One of the most interesting things that Marly Youmans said in our conversation for the Woodrat podcast was that she began using form in poetry as a consequence of writing prose fiction, because she wanted to make her poems as unlike prose as possible. She also said she liked how trying to find words to fit set rhyme schemes and meters pushed poems in unexpected directions. These two statements have forced me to analyze my own approach to poetry a little bit — in particular, why I still prefer nonce forms or free verse, and why I so quickly get bored whenever I try to write in established forms.
Marly’s right: the discipline of adhering to a strict form can enforce more creative responses. In a way, I encounter something like this every day when I try to fit a lyrical observation into 140 or fewer characters for The Morning Porch. On rare occasions when I’ve dabbled with end-rhyming forms, I have been entertained by some of the odd directions in which this can take a poem. But I’ve also been frustrated by the necessity of abandoning other, equally odd and perhaps more fruitful directions because I couldn’t find a rhyme word. The results have tended to leave me with mixed feelings: they are fun to read, for sure, but they also stay somewhat more on the surface than I like.
Of course, one person’s depth is another person’s shallows, and I make no claim to profundity in any absolute sense. But the fact remains that I write poems first and foremost to discover what I am thinking. Writing a poem involves a kind of extremely attentive listening, in which, ideally, every word and every phrase should be questioned: Is this really the optimal way to express the idea taking shape in my mind? And rhythm and sound are absolutely key. Often, I’ll know I need to end a breath with a one- or two-syllable word, but not which one. Quite often, too, the right word is the one with the best assonance and/or alliteration with its predecessors.
This is one of the most pleasurable and surprising — and perhaps also troubling — things about writing, to me: how the best-sounding words and phrases are also those that seem most right. One sees this of course in political and other forms of discourse, as well: how often our supposed search for meaning in fact brings us under “the spell of the sensuous,” to quote philosopher David Abrams’ resonant phrase.

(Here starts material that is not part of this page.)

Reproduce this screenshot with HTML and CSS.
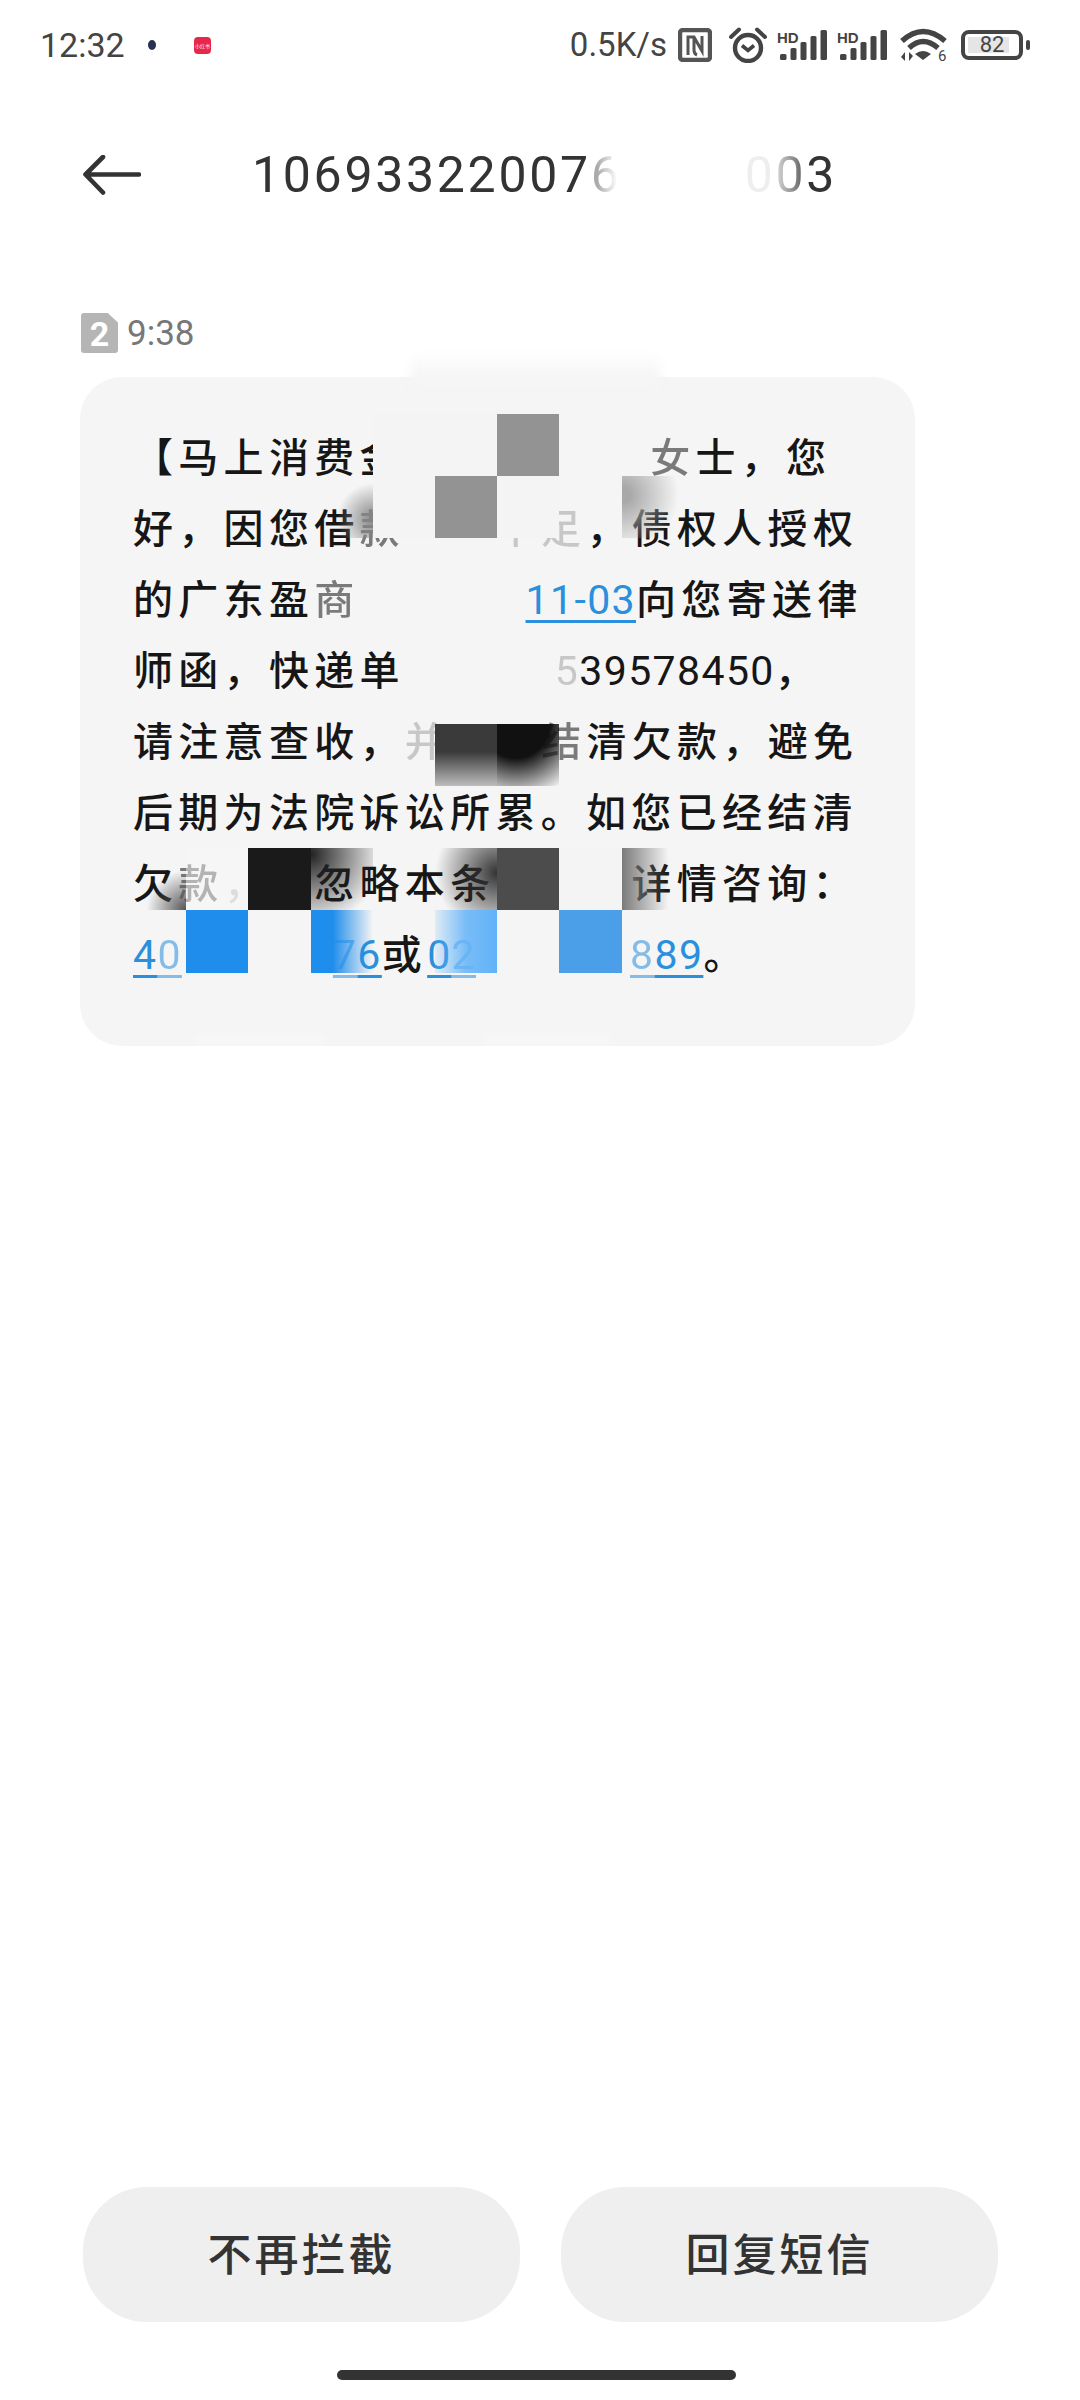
FILE: index.html
```html
<!DOCTYPE html>
<html lang="zh">
<head>
    <meta charset="UTF-8">
    <meta name="viewport" content="width=device-width, initial-scale=1.0">
    <title>短信详情</title>
    <link rel="stylesheet" href="styles.css">
</head>
<body>
    <div class="page">
        <!-- status bar -->
        <div class="status-bar">
            <div class="status-left">
                <span class="clock">12:32</span>
                <span class="notify-dot"></span>
                <span class="app-badge">小红书</span>
            </div>
            <div class="status-right">
                <span class="speed">0.5K/s</span>
                <svg class="icon-nfc" width="34" height="34" viewBox="0 0 34 34">
                    <rect x="2" y="2" width="30" height="30" rx="3" fill="none" stroke="#555" stroke-width="4.400"/>
                    <path d="M10 27V9h6l8 14V8M16 9v13q0 4 3 5" fill="none" stroke="#555" stroke-width="3"/>
                </svg>
                <svg class="icon-alarm" width="38" height="36" viewBox="0 0 38 36">
                    <circle cx="19" cy="21" r="13" fill="none" stroke="#444" stroke-width="4.400"/>
                    <path d="M13 18.500l6 5 6-5" fill="none" stroke="#444" stroke-width="3.600"/>
                    <path d="M2 10L10 2.500M36 10L28 2.500" fill="none" stroke="#444" stroke-width="4" stroke-linecap="round"/>
                </svg>
                <svg class="icon-signal" width="50" height="32" viewBox="0 0 50 32">
                    <text x="0" y="14" class="hd-label">HD</text>
                    <rect x="3" y="25" width="6.500" height="6" rx="1.500" fill="#444"/>
                    <rect x="13.500" y="19" width="6" height="12" rx="1.500" fill="#444"/>
                    <rect x="23.500" y="13" width="6" height="18" rx="1.500" fill="#444"/>
                    <rect x="33.500" y="7" width="6" height="24" rx="1.500" fill="#444"/>
                    <rect x="43.500" y="1" width="6.500" height="30" rx="1.500" fill="#444"/>
                </svg>
                <svg class="icon-signal" width="50" height="32" viewBox="0 0 50 32">
                    <text x="0" y="14" class="hd-label">HD</text>
                    <rect x="3" y="25" width="6.500" height="6" rx="1.500" fill="#444"/>
                    <rect x="13.500" y="19" width="6" height="12" rx="1.500" fill="#444"/>
                    <rect x="23.500" y="13" width="6" height="18" rx="1.500" fill="#444"/>
                    <rect x="33.500" y="7" width="6" height="24" rx="1.500" fill="#444"/>
                    <rect x="43.500" y="1" width="6.500" height="30" rx="1.500" fill="#444"/>
                </svg>
                <svg class="icon-wifi" width="47" height="34" viewBox="0 0 47 34">
                    <path d="M2 13Q23-6 45 13" fill="none" stroke="#444" stroke-width="5.400"/>
                    <path d="M9 20Q23 7 38 20" fill="none" stroke="#444" stroke-width="5.400"/>
                    <path d="M15 26q8-6 16 0l-8 6z" fill="#444"/>
                    <path d="M5 24v9l-4-4zM9 33v-9l4 4z" fill="#444"/>
                    <text x="38" y="33" class="wifi-label">6</text>
                </svg>
                <div class="battery">
                    <div class="battery-body">
                        <div class="battery-fill"></div>
                        <span class="battery-text">82</span>
                    </div>
                    <div class="battery-nub"></div>
                </div>
            </div>
        </div>

        <!-- title row -->
        <div class="top-bar">
            <svg class="back" width="58" height="40" viewBox="0 0 58 40">
                <path d="M56 19.500H3M20 2L2.500 19.500 20 37.500" fill="none" stroke="#333" stroke-width="4.600" stroke-linecap="round" stroke-linejoin="round"/>
            </svg>
            <div class="title">1069332200<span>7</span><span class="fade-right">6</span><span class="title-gap"></span><span class="fade-faint">0</span><span class="fade-left">0</span>3</div>
        </div>

        <!-- message -->
        <div class="msg-time">
            <div class="sim-badge">2</div>
            <span>9:38</span>
        </div>
        <div class="bubble">
            <div class="line">【马上消费金<span class="fade-light">融</span><span class="gap gap-name"></span><span class="fade-half">女</span>士，您</div>
            <div class="line">好，因您借<span class="fade-half">款</span><span class="gap gap-2"></span><span class="fade-light">不足</span>，债权人授权</div>
            <div class="line">的广东盈<span class="fade-half">商</span><span class="gap gap-date"></span><span class="num link">11-03</span>向您寄送律</div>
            <div class="line">师函，快递单<span class="gap gap-post"></span><span class="num"><span class="fade-light">5</span>39578450</span>，</div>
            <div class="line">请注意查收，<span class="fade-light">并</span><span class="gap gap-2"></span><span class="fade-half">结</span>清欠款，避免</div>
            <div class="line">后期为法院诉讼所累。如您已经结清</div>
            <div class="line">欠<span class="fade-half">款</span><span class="fade-light">，</span><span class="fade-half">可</span>忽略本条<span class="fade-light">短信</span><span class="fade-light">，</span>详情咨询：</div>
            <div class="line"><span class="num link">4<span class="fade-half">0</span></span><span class="gap gap-phone-a"></span><span class="num link"><span class="fade-half">7</span>6</span>或<span class="num link">0<span class="fade-half">2</span></span><span class="gap gap-phone-b"></span><span class="num link"><span class="fade-half">8</span>89</span>。</div>
        </div>

        <div class="bottom-bar">
            <button class="action">不再拦截</button>
            <button class="action">回复短信</button>
        </div>
        <div class="home-bar"></div>

        <!-- mosaic lying over the message -->
        <div class="smudge smudge-top"></div>
        <div class="smudge smudge-low-a"></div>
        <div class="smudge smudge-low-b"></div>
        <div class="mosaic">
            <div class="tile a1 pale"></div>
            <div class="tile a2 pale"></div>
            <div class="tile a3 grey"></div>
            <div class="tile b0 fade-to-grey"></div>
            <div class="tile b1 pale"></div>
            <div class="tile b2 grey"></div>
            <div class="tile b3 pale"></div>
            <div class="tile b5 grey-out"></div>
            <div class="tile c1 dark-mid"></div>
            <div class="tile c2 dark-round"></div>
            <div class="tile d0 corner-in"></div>
            <div class="tile d1 pale-thin"></div>
            <div class="tile d2 black"></div>
            <div class="tile d3 black-out"></div>
            <div class="tile d4 dark-in"></div>
            <div class="tile d5 dim"></div>
            <div class="tile d6 pale"></div>
            <div class="tile d7 dark-out"></div>
            <div class="tile e1 blue"></div>
            <div class="tile e3 blue-out"></div>
            <div class="tile e5 sky"></div>
            <div class="tile e7 blue-soft"></div>
        </div>
    </div>
</body>
</html>
```
FILE: styles.css
```css
* {
    box-sizing: border-box;
}
body {
    margin: 0;
    background-color: #fff;
    font-family: "Noto Sans CJK SC", sans-serif;
}
.page {
    position: relative;
    width: 1080px;
    height: 2400px;
    display: flex;
    flex-direction: column;
    overflow: hidden;
}

/* status bar */
.status-bar {
    height: 90px;
    padding: 0 50px 0 40px;
    display: flex;
    justify-content: space-between;
    align-items: center;
    color: #444;
    font-family: Roboto, sans-serif;
}
.status-left, .status-right {
    display: flex;
    align-items: center;
}
.clock {
    width: 108px;
    font-size: 34px;
}
.notify-dot {
    width: 8px;
    height: 10px;
    border-radius: 50%;
    background-color: #27324f;
}
.app-badge {
    width: 17px;
    height: 17px;
    margin-left: 38px;
    border-radius: 4px;
    background-color: #e8284a;
    color: #fff;
    font-family: "Noto Sans CJK SC", sans-serif;
    font-size: 5px;
    line-height: 17px;
    text-align: center;
    white-space: nowrap;
}
.speed {
    flex: none;
    font-size: 33px;
    line-height: 44px;
    margin-right: 11px;
    white-space: nowrap;
}
.icon-alarm {
    margin-left: 17px;
}
.icon-signal {
    margin-left: 10px;
}
.icon-wifi {
    margin-left: 13px;
}
.hd-label {
    font-family: "Liberation Sans", sans-serif;
    font-size: 15px;
    font-weight: bold;
    fill: #444;
}
.wifi-label {
    font-family: Roboto, sans-serif;
    font-size: 15px;
    fill: #444;
}
.battery {
    margin-left: 14px;
    display: flex;
    align-items: center;
    gap: 3px;
}
.battery-body {
    position: relative;
    width: 62px;
    height: 30px;
    border: 4px solid #444;
    border-radius: 8px;
    display: flex;
    align-items: center;
    justify-content: center;
}
.battery-fill {
    position: absolute;
    left: 3px;
    top: 3px;
    bottom: 3px;
    width: 41px;
    background-color: #e5e5e5;
}
.battery-text {
    position: relative;
    font-size: 22px;
    line-height: 1;
    color: #444;
}
.battery-nub {
    width: 4px;
    height: 10px;
    border-radius: 2px;
    background-color: #444;
}

/* title row */
.top-bar {
    height: 170px;
    padding-left: 83px;
    display: flex;
    align-items: center;
    gap: 111px;
}
.title {
    font-family: Roboto, sans-serif;
    font-size: 50px;
    letter-spacing: 2.7px;
    color: #333;
    white-space: nowrap;
}
.title-gap {
    display: inline-block;
    width: 123px;
}
.fade-right, .fade-left {
    color: transparent;
    -webkit-background-clip: text;
    background-clip: text;
}
.fade-right {
    background-image: linear-gradient(to right, #aaa 20%, #fff 85%);
}
.fade-left {
    background-image: linear-gradient(to right, #ddd, #555);
}
.fade-faint {
    opacity: 0.08;
}

/* message */
.msg-time {
    margin: 53px 0 0 81px;
    height: 40px;
    display: flex;
    align-items: center;
    gap: 9px;
    font-family: Roboto, sans-serif;
    font-size: 35px;
    color: #777;
}
.sim-badge {
    width: 37px;
    height: 40px;
    background-color: #b5b5b5;
    border-radius: 3px;
    clip-path: polygon(0 0, 72% 0, 100% 24%, 100% 100%, 0 100%);
    color: #fff;
    font-size: 34px;
    font-weight: 700;
    line-height: 42px;
    text-align: center;
}
.bubble {
    width: 835px;
    height: 669px;
    margin: 24px 0 0 80px;
    padding: 43px 0 0 53px;
    background-color: #f5f5f5;
    border-radius: 42px;
    color: #161616;
    font-size: 40px;
    font-weight: 500;
    letter-spacing: 5.3px;
}
.line {
    height: 71px;
    line-height: 71px;
    white-space: nowrap;
}
.num {
    font-family: Roboto, sans-serif;
    font-size: 41px;
    font-weight: 400;
    letter-spacing: 1.4px;
}
.link {
    color: #2a8fdc;
    text-decoration: underline;
    text-decoration-thickness: 3px;
    text-underline-offset: 6px;
}
.gap {
    display: inline-block;
}
.gap-name {
    width: 200px;
}
.gap-2 {
    width: 91px;
}
.gap-date {
    width: 166px;
}
.gap-post {
    width: 150px;
}
.gap-phone-a {
    width: 151px;
}
.gap-phone-b {
    width: 154px;
}
.fade-light {
    opacity: 0.2;
}
.fade-half {
    opacity: 0.55;
}

/* bottom buttons */
.bottom-bar {
    margin-top: auto;
    padding: 0 82px 0 83px;
    display: flex;
    justify-content: space-between;
}
.action {
    width: 437px;
    height: 135px;
    padding: 0 0 6px;
    border: none;
    border-radius: 64px;
    background-color: #efefef;
    color: #333;
    font-family: "Noto Sans CJK SC", sans-serif;
    font-size: 44px;
    font-weight: 500;
    letter-spacing: 3px;
}
.home-bar {
    width: 399px;
    height: 10px;
    margin: 48px 0 20px 337px;
    border-radius: 5px;
    background-color: #333;
}

/* mosaic */
.smudge {
    position: absolute;
    filter: blur(5px);
}
.smudge-top {
    left: 410px;
    top: 352px;
    width: 250px;
    height: 36px;
    background: linear-gradient(to bottom, #fff, #f5f5f5 70%);
}
.smudge-low-a, .smudge-low-b {
    top: 1037px;
    height: 5px;
    background-color: rgba(255, 255, 255, 0.6);
}
.smudge-low-a {
    left: 195px;
    width: 130px;
}
.smudge-low-b {
    left: 485px;
    width: 125px;
}
.mosaic {
    position: absolute;
    left: 124px;
    top: 414px;
    display: grid;
    grid-template-columns: repeat(9, 62.2px);
    grid-template-rows: repeat(7, 62px) 62px 63px 62px;
}
.a1 { grid-area: 1 / 5; }
.a2 { grid-area: 1 / 6; }
.a3 { grid-area: 1 / 7; }
.b0 { grid-area: 2 / 4; }
.b1 { grid-area: 2 / 5; }
.b2 { grid-area: 2 / 6; }
.b3 { grid-area: 2 / 7; }
.b5 { grid-area: 2 / 9; }
.c1 { grid-area: 6 / 6; }
.c2 { grid-area: 6 / 7; }
.d0 { grid-area: 8 / 1; }
.d1 { grid-area: 8 / 2; }
.d2 { grid-area: 8 / 3; }
.d3 { grid-area: 8 / 4; }
.d4 { grid-area: 8 / 6; }
.d5 { grid-area: 8 / 7; }
.d6 { grid-area: 8 / 8; }
.d7 { grid-area: 8 / 9; }
.e1 { grid-area: 9 / 2; }
.e3 { grid-area: 9 / 4; }
.e5 { grid-area: 9 / 6; }
.e7 { grid-area: 9 / 8; }
.pale {
    background-color: #f4f4f4;
}
.pale-thin {
    background-color: rgba(248, 248, 248, 0.45);
}
.grey {
    background-color: #939393;
}
.fade-to-grey {
    background: radial-gradient(circle at 100% 70%, #858585, rgba(245, 245, 245, 0) 48%);
}
.grey-out {
    background: radial-gradient(circle at 0 30%, #a8a8a8 10%, rgba(245, 245, 245, 0) 75%);
}
.dark-mid {
    background: linear-gradient(to bottom, #3a3a3a 45%, #bdbdbd);
}
.dark-round {
    background: radial-gradient(circle at 30% 0, #111 45%, rgba(245, 245, 245, 0) 100%);
}
.corner-in {
    background: radial-gradient(circle at 100% 100%, #555, rgba(245, 245, 245, 0) 45%);
}
.black {
    background-color: #1a1a1a;
}
.black-out {
    background: radial-gradient(circle at 0 10%, #222, rgba(245, 245, 245, 0) 85%);
}
.dark-in {
    background: radial-gradient(circle at 100% 40%, #333, rgba(245, 245, 245, 0) 85%);
}
.dim {
    background-color: #4c4c4c;
}
.dark-out {
    background: linear-gradient(to right, #7a7a7a, rgba(245, 245, 245, 0) 75%);
}
.blue {
    background-color: #1f8deb;
}
.blue-out {
    background: linear-gradient(to right, #1f8deb 35%, rgba(245, 245, 245, 0));
}
.sky {
    background: linear-gradient(to right, rgba(98, 178, 248, 0.15), rgba(98, 178, 248, 0.85) 50%, #62b2f8);
}
.blue-soft {
    background-color: #4a9fe8;
}
```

I don’t know if what I write could be considered free verse or not — I’ve never taken a poetry class — but I do know it is anything but undisciplined. I often go out of my way not to include end-rhymes, either rearranging the lines to hide them, or else thinking up other words in their stead. I don’t want my poems to be song-like and melodic; I want them to sound more like the 20th-century classical music I grew up with, with relatively few repeating figures and lots of pleasing dissonances. I’m not saying I always achieve this, of course, but it’s what I strive for:
Hi Dave–
A few stray thoughts in response…
http://thepalaceat2.blogspot.com/2011/08/response-to-dave-bonta-on-poetic-form.html
Yes, free verse is the right term for your poetry. If I wasn’t such a lazy bum sometime it would be fun for me to try to identify your metrical principles. There are rhythmic patterns to most verse — I remember thinking when I was reading Cibola that I was getting close to being able to identify some of yours.
Of course even the strictest formalists stretch points to make poems that actually work — one of the illuminating pleasures of formal verse is seeing what, for this particular poet at this particular time, trumps the requirements of the form. It’s one particular intimacy that free verse denies us.
Dale,
Liked your comments there and here! I also find it miraculous the way that so often the breaks in form in a poem that just rushed out turn out to be significant and marry the meaning.